If you are using a Python module, you will need to change the first line to

#!/usr/bin/env python

or more likely

#!/usr/bin/env python3

Conda and Anaconda

We get a lot of questions about installing Conda and Anaconda. Unfortunately neither are designed to be installed in multi-user environments.

You are able to install them into your home directory and we encourage you to do so.

Alternatively, many packages will give you an option for a pip install - if this is an option, we recommend you use python virtual environments.

Note

If you are using Conda for GPU-enabled software, make sure it is installed on a GPU node during an interactive session.

Python Virtual Environments

We encourage researchers to utilise the power of Python Virtual Environments if they are developing their own software or want to use packages that aren't installed.

Background

Sometimes you will need to use a particular version of Python, or you will need to use a set of Python libraries that aren't available in the provided installation.

In these cases, we can use what's known as a virtual environment or venv. A venv gives us a static version of Python in our home directory in which we can install any packages we like.

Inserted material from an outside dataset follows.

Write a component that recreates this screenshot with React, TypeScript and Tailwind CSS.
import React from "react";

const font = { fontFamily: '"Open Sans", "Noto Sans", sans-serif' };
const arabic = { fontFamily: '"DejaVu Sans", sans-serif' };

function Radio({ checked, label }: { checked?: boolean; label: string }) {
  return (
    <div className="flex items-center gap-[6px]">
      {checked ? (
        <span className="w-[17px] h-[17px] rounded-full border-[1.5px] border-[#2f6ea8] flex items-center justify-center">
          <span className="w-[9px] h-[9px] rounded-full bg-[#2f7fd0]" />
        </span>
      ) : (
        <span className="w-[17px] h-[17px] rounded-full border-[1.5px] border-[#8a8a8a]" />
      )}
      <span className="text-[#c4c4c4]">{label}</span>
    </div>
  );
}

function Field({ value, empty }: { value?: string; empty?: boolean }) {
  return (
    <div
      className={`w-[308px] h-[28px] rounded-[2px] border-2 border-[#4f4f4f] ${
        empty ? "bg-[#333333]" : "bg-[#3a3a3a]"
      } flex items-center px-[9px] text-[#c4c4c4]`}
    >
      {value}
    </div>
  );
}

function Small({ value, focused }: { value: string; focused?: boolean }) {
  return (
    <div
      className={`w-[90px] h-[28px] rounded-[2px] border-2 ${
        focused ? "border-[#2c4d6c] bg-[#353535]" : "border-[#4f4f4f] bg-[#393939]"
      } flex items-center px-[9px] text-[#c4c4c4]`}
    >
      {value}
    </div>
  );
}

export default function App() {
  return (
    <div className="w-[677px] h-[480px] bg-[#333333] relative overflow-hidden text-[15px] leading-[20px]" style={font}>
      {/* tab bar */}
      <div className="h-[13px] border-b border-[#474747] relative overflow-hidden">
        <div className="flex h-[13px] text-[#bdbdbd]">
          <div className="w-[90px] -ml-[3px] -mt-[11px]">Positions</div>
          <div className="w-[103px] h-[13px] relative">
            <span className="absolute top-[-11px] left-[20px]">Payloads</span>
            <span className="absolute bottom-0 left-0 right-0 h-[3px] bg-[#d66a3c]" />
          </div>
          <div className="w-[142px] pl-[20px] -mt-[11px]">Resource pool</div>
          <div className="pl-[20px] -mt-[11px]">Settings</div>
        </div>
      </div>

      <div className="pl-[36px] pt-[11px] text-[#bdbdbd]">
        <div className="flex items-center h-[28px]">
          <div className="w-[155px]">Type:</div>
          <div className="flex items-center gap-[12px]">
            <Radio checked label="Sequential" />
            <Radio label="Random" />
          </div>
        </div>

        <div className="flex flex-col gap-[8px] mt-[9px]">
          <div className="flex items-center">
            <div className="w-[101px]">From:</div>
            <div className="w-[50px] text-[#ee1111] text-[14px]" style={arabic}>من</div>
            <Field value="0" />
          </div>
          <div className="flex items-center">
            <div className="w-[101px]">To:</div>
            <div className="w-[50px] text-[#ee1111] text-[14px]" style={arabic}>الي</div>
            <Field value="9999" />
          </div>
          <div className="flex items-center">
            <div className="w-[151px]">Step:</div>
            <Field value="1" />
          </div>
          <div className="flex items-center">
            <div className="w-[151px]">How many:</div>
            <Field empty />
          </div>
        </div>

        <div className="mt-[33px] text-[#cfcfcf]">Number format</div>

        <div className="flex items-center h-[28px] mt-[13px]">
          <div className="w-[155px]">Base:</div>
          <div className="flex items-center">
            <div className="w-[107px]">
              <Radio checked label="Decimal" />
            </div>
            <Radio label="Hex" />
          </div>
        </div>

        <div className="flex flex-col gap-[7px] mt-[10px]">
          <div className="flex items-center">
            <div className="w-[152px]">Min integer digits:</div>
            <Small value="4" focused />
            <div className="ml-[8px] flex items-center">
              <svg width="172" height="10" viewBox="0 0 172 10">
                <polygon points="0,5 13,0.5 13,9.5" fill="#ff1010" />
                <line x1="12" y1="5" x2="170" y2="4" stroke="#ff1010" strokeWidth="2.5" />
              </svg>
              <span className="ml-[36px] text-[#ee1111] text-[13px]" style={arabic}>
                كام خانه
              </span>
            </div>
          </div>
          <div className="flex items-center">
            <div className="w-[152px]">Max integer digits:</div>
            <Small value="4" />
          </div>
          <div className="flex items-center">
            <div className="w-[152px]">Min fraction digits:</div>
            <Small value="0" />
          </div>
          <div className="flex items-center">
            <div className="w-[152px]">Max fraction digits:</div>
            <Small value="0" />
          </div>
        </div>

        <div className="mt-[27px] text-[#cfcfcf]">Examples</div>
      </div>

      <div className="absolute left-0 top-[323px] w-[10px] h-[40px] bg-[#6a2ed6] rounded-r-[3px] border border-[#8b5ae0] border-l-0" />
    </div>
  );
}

In this walk through we will see how to set up a venv and explain what's happening under the hood. Then we will show how you can use one in your development process. As a note, in this walk through we will refer to packages and libraries as "packages". When we use these terms, we are referring to a collection of files, written in Python, usually with some versions and potentially some requirements of their own.

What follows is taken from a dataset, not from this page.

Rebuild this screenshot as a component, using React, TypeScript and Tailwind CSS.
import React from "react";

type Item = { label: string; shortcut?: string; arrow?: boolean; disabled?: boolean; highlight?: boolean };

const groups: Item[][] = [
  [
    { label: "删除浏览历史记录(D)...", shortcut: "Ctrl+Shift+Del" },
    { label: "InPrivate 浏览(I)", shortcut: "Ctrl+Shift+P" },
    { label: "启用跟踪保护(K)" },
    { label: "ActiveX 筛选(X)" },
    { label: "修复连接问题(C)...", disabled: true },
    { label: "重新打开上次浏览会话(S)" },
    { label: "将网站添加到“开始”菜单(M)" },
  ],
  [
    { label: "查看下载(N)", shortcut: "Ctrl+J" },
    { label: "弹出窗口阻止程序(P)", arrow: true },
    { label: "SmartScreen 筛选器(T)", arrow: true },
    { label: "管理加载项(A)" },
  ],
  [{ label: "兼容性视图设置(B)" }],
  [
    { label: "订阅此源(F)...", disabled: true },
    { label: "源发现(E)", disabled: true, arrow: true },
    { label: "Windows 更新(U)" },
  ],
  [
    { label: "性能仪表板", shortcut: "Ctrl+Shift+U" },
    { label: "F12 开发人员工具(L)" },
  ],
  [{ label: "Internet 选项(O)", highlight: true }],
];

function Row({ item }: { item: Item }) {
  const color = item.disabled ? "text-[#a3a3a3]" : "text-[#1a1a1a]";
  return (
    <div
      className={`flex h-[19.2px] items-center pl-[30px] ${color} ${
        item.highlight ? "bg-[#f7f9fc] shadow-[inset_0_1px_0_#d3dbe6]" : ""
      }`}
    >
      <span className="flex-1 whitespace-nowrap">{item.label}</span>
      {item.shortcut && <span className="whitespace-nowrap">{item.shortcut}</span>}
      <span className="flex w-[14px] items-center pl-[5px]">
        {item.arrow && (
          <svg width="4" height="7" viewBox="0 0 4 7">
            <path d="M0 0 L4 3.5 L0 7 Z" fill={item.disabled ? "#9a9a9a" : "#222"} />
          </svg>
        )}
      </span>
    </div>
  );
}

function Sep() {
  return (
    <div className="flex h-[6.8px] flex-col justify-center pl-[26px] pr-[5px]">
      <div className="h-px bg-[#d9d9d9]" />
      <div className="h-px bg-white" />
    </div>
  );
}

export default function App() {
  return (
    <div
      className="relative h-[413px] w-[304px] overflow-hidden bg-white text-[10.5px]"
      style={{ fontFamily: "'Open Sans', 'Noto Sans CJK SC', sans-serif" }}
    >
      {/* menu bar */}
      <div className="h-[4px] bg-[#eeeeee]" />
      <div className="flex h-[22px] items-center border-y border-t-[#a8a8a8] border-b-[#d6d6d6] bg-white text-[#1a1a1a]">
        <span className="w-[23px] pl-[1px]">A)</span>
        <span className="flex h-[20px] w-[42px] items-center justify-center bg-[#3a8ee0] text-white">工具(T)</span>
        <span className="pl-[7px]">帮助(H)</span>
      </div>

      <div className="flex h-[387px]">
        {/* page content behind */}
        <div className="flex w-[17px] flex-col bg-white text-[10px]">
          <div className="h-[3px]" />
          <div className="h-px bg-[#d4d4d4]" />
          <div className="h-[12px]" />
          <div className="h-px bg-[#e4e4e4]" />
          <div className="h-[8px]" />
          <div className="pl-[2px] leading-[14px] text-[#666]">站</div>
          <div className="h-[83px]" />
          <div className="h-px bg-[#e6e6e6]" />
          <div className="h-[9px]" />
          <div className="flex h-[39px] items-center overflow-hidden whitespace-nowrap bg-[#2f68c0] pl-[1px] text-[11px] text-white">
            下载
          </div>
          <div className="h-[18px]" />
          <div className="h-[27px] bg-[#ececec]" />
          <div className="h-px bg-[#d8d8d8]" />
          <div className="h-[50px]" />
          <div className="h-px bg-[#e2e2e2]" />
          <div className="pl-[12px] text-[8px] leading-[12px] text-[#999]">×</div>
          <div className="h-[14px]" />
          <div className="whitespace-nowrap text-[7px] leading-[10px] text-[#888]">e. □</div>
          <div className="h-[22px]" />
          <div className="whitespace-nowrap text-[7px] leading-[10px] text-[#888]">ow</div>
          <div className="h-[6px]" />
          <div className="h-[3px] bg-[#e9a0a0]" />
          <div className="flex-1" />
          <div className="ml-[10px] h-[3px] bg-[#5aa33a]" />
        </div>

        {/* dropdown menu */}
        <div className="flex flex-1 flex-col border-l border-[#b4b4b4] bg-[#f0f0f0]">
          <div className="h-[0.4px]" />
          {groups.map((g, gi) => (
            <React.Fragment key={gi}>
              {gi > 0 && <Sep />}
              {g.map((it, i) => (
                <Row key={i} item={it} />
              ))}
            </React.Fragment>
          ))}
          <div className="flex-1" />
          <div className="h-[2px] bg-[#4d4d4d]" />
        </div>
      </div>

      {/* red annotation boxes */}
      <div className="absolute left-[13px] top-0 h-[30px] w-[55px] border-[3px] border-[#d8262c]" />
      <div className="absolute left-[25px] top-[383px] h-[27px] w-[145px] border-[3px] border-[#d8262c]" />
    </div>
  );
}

Setting up the default environment

According to the Python documentation, we will run something like this python3 -m venv /path/to/new/virtual/environment. This is not a directory that we need to see or need to spend time in actively, so it's ok to make it hidden. This is an important distinction - the venv should not be where you are doing your development. It's meant to be flexible - as soon as you fill it with development code, it's no longer flexible. Also, you want your development code backed up or in a repository - it is unnecessary bloat to add the Python software to that backup or repository.

We will make a directory in which we can keep many venvs. What I found was that once I started using venvs, it didn't make any sense to do Python development without them.

In Linux we can make a directory or file invisible by naming it with a leading dot:

[z1234567@katana2 ~]$ mkdir /home/z1234567/.venvs/

Setting up the virtual environment - creation and activation

I'll be using the latest version of Python available to me. Since this is one of the modules that we offer, I can use it with the understanding that it will be there indefinitely.

[z1234567@katana2 ~]$ module load python/3.7.4
[z1234567@katana2 ~]$ which python3
/apps/python/3.7.4/bin/python3
z1234567@katana2 ~]$ python3 -m venv /home/z1234567/.venvs/venv-tutorial-1

That's it, we are done. If you want to take a look under the hood, see Virtual Environments from the inside

Note

We use the command which to show the path of the executable. It's an example command that you do not need to replicate unless you are checking your work.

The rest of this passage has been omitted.